Wouldn't that work just as well for a few large dependencies if, for some reason, you didn't want to do the vetting yourself though?

I still don't see how many small dependencies is an improvement.

Sick of "many dependencies" framing

Posted Feb 12, 2026 2:44 UTC (Thu) by mathstuf (subscriber, #69389) [Link]

I think there's a higher chance that more people will review a small library than anyone will review "Qt" and give it a stamp of approval like this (beyond "it's got a lot of development behind it and Qt Company's track record is pretty good"). At which point, you're back to `cargo-vibes` instead.

Sick of "many dependencies" framing

Posted Feb 12, 2026 9:53 UTC (Thu) by farnz (subscriber, #17727) [Link]

You run into human nature again with the big dependency.

If you're using (say) Qt 7 for a Wayland application running on the Linux kernel, you don't benefit from Qt 7 having thousands of reviews scoped tightly to the Win32 code in Qt; you care about reviews of the Linux/Wayland code, not the Windows code.

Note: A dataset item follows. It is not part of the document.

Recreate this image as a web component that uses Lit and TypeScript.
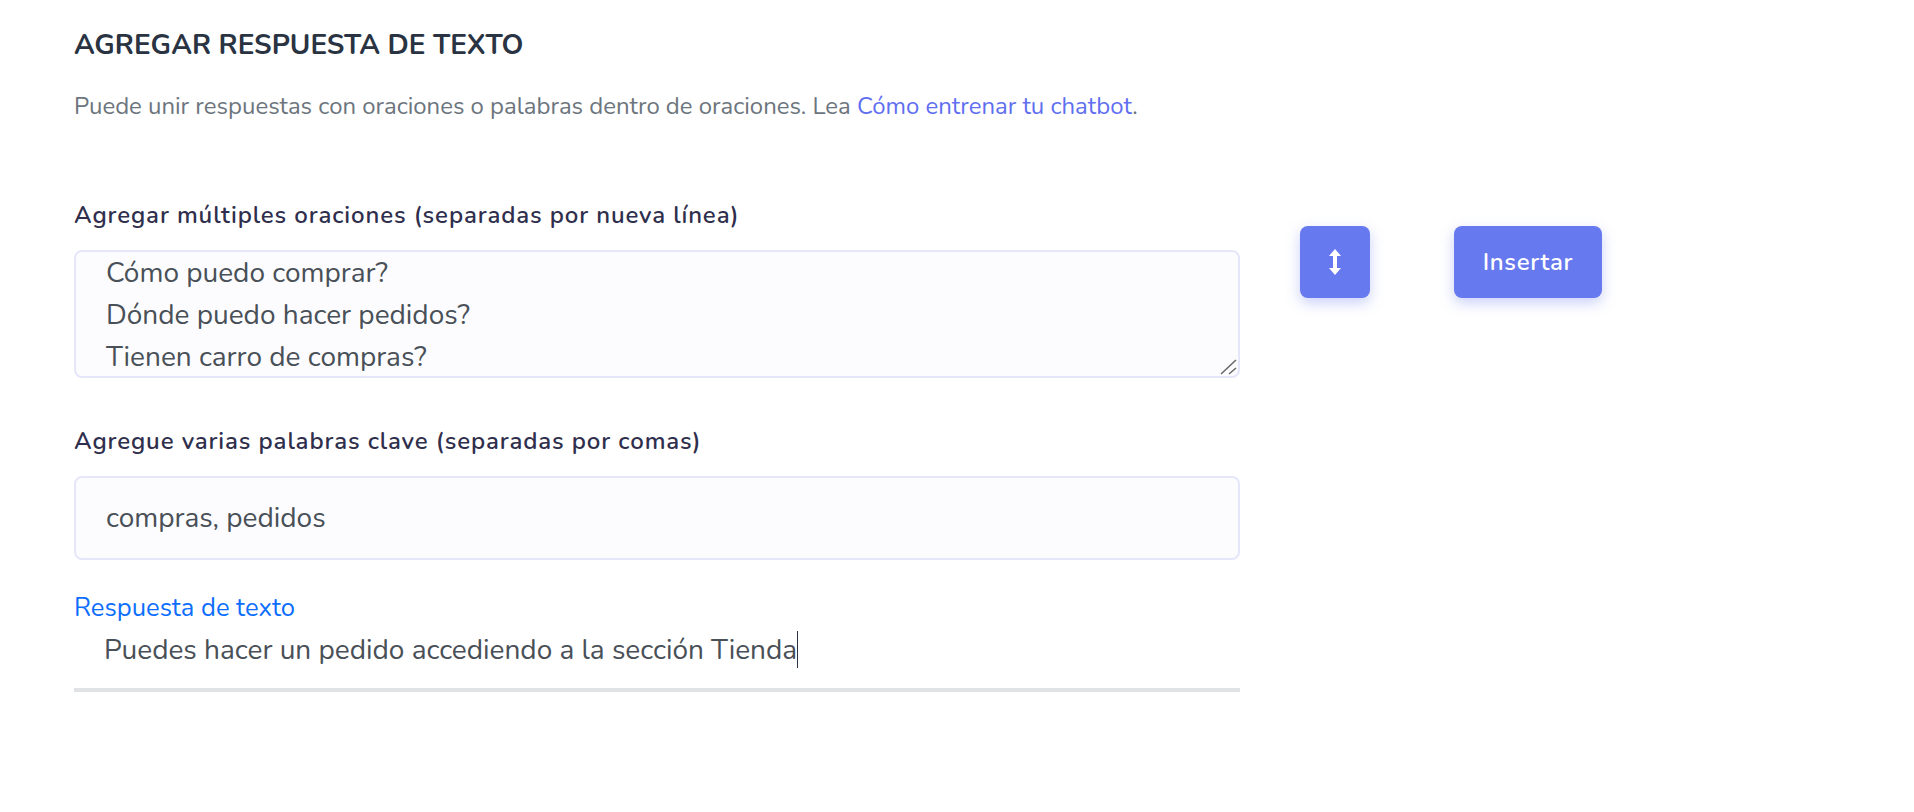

But the reviewers may well not bother to tell you that their review is scoped to the Win32 code - after all, they're reviewing Qt 7 as they use it, and they're assuming that you know that everyone uses Win32, because that's their life experience.

This puts you at high risk of the "thousands of irrelevant reviews" problem; you see lots of published reviews, and assume that the codebase is well-reviewed. But, in fact, those reviews cover the 80% of the codebase that everyone else uses, and not the 20% that's critical to your project.